* _Task objective_
Starting at the top of the listing, extract every line up to and including the one with "const cols = 'grid". Pictures stay out of the copy.

* _Given records_

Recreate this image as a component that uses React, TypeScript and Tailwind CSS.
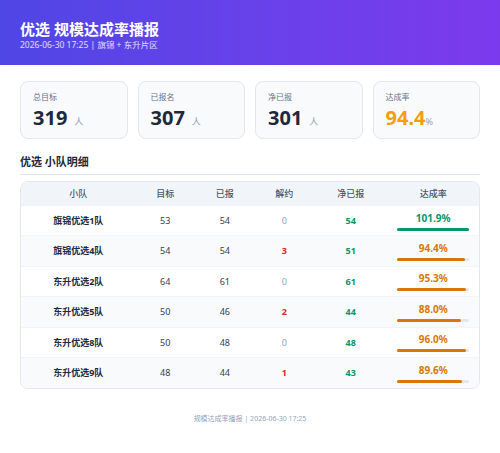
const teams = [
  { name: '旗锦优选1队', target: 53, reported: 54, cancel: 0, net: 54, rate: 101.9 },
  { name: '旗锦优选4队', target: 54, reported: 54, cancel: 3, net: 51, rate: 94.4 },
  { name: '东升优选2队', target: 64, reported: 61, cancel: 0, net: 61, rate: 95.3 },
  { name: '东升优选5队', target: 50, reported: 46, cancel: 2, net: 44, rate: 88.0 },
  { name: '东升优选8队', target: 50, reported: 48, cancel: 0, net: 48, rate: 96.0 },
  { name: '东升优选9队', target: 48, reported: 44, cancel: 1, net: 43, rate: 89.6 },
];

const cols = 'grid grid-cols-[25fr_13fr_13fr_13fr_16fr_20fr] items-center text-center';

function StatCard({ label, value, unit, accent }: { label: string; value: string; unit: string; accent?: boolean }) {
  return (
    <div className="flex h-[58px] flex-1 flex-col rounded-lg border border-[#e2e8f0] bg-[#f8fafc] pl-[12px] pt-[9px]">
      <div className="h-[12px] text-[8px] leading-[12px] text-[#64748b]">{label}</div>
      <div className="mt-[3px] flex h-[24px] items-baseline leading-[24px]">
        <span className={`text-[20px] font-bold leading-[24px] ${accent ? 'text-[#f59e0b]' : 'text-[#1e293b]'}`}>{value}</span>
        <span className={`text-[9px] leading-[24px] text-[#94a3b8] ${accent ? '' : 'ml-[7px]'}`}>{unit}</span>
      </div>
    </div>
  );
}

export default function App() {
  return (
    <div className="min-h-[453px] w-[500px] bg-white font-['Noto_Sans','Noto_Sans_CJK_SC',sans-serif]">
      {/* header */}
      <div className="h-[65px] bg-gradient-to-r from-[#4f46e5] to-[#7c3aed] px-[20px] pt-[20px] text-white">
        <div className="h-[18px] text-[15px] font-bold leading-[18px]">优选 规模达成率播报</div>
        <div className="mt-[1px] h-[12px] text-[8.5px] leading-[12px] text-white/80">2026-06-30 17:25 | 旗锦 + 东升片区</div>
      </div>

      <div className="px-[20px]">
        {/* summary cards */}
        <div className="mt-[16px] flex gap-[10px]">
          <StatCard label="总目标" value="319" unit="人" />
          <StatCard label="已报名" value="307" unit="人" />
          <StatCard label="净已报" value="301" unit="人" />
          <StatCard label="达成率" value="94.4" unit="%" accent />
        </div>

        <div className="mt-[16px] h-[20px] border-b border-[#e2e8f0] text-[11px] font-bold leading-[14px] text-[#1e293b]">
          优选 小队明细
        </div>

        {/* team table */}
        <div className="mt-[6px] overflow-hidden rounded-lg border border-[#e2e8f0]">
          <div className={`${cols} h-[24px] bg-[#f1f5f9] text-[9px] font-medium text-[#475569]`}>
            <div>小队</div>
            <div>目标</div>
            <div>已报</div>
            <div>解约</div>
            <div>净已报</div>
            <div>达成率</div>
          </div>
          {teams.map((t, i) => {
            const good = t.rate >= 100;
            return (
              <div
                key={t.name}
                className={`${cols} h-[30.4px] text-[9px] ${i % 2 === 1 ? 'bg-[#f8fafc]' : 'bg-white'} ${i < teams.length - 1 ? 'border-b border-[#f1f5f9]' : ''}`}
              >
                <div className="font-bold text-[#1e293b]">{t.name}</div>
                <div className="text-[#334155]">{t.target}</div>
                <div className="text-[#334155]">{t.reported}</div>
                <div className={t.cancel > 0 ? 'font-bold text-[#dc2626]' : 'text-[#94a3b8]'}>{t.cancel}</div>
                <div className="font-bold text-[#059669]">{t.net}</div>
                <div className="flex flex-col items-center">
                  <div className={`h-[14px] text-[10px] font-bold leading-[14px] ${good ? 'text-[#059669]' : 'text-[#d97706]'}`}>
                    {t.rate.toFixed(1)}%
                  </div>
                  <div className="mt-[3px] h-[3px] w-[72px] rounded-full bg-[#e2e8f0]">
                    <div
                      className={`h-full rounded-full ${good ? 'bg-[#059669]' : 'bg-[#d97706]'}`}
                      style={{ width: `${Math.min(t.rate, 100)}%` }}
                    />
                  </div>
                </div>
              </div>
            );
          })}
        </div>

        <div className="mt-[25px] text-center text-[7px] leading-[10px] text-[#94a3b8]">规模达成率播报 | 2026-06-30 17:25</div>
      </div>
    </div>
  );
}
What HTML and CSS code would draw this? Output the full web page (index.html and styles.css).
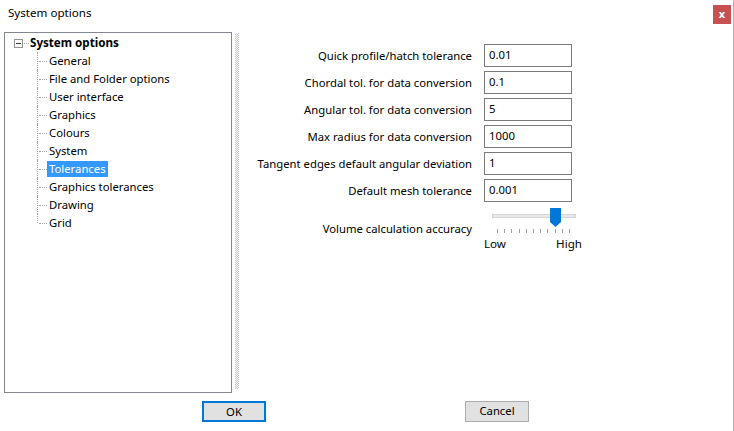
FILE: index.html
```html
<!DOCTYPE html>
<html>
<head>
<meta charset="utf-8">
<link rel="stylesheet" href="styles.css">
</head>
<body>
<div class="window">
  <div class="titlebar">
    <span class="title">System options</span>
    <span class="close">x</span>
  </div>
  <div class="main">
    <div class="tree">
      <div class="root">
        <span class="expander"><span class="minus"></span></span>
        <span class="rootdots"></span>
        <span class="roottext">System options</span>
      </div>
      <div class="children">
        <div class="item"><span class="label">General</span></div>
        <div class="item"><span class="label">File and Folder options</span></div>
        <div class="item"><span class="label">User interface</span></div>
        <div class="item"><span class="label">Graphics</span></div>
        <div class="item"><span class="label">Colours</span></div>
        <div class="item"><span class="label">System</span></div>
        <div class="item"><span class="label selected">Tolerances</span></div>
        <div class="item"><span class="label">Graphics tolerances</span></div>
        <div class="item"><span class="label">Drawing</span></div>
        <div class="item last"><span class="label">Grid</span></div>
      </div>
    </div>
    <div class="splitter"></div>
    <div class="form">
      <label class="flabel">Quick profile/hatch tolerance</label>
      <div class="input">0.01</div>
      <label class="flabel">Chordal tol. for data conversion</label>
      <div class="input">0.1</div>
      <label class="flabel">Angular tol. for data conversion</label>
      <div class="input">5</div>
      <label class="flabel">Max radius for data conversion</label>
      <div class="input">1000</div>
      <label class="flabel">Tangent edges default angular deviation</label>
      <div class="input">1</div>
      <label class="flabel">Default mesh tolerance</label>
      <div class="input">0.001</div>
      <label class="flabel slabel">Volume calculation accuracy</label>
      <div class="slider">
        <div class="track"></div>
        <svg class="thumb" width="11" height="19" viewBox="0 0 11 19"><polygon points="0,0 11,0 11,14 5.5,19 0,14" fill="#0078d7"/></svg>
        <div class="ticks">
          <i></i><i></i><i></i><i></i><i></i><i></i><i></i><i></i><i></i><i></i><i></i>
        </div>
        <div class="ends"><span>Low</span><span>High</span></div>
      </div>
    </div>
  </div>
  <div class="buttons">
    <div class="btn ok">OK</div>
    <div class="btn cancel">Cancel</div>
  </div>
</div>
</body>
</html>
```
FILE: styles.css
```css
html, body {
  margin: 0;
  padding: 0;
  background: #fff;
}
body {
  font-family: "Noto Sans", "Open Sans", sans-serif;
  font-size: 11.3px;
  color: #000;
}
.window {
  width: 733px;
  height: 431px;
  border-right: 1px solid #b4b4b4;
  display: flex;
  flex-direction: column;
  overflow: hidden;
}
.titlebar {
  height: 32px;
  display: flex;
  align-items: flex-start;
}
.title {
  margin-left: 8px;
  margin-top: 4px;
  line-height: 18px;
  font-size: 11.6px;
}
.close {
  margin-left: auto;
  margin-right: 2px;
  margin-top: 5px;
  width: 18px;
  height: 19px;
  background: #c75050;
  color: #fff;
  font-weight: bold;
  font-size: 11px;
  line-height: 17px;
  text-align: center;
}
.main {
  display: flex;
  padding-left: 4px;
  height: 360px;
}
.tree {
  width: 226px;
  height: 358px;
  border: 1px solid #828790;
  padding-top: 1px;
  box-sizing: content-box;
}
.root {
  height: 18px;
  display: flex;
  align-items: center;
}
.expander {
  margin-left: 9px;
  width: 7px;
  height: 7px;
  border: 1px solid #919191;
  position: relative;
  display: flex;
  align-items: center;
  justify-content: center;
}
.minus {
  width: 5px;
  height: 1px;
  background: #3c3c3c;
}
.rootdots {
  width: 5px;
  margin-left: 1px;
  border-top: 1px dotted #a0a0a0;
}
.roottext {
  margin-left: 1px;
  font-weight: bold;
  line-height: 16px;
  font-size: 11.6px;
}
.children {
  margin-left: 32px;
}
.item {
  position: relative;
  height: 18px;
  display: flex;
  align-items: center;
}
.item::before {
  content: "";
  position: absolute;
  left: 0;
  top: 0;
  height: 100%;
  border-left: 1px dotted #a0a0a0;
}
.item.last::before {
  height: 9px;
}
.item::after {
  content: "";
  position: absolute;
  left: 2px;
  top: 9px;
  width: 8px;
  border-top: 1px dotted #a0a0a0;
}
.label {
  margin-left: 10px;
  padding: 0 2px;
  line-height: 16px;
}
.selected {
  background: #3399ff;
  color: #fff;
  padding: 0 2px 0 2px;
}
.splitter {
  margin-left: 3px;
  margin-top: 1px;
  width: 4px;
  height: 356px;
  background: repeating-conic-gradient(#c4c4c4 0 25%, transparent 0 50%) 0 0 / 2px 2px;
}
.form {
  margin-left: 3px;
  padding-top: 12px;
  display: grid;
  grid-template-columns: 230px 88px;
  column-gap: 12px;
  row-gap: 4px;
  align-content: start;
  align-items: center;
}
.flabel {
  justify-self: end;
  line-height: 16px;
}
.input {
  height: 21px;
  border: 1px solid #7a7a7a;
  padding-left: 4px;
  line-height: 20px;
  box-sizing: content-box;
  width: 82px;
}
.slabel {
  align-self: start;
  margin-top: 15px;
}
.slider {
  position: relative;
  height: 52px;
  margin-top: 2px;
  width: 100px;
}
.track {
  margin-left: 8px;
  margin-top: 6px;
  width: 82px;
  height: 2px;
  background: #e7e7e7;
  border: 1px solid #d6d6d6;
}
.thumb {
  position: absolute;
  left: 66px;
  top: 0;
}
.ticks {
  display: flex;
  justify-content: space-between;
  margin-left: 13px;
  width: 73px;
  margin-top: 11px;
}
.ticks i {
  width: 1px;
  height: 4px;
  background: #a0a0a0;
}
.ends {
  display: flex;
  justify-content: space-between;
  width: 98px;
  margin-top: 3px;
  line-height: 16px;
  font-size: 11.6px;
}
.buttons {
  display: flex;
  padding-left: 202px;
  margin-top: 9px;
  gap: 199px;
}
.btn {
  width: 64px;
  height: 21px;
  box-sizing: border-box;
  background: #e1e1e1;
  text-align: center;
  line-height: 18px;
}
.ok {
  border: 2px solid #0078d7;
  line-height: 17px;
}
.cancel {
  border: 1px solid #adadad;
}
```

* _Result of this exercise_
Recreate this image as a component that uses React, TypeScript and Tailwind CSS.
const teams = [
  { name: '旗锦优选1队', target: 53, reported: 54, cancel: 0, net: 54, rate: 101.9 },
  { name: '旗锦优选4队', target: 54, reported: 54, cancel: 3, net: 51, rate: 94.4 },
  { name: '东升优选2队', target: 64, reported: 61, cancel: 0, net: 61, rate: 95.3 },
  { name: '东升优选5队', target: 50, reported: 46, cancel: 2, net: 44, rate: 88.0 },
  { name: '东升优选8队', target: 50, reported: 48, cancel: 0, net: 48, rate: 96.0 },
  { name: '东升优选9队', target: 48, reported: 44, cancel: 1, net: 43, rate: 89.6 },
];

const cols = 'grid grid-cols-[25fr_13fr_13fr_13fr_16fr_20fr] items-center text-center';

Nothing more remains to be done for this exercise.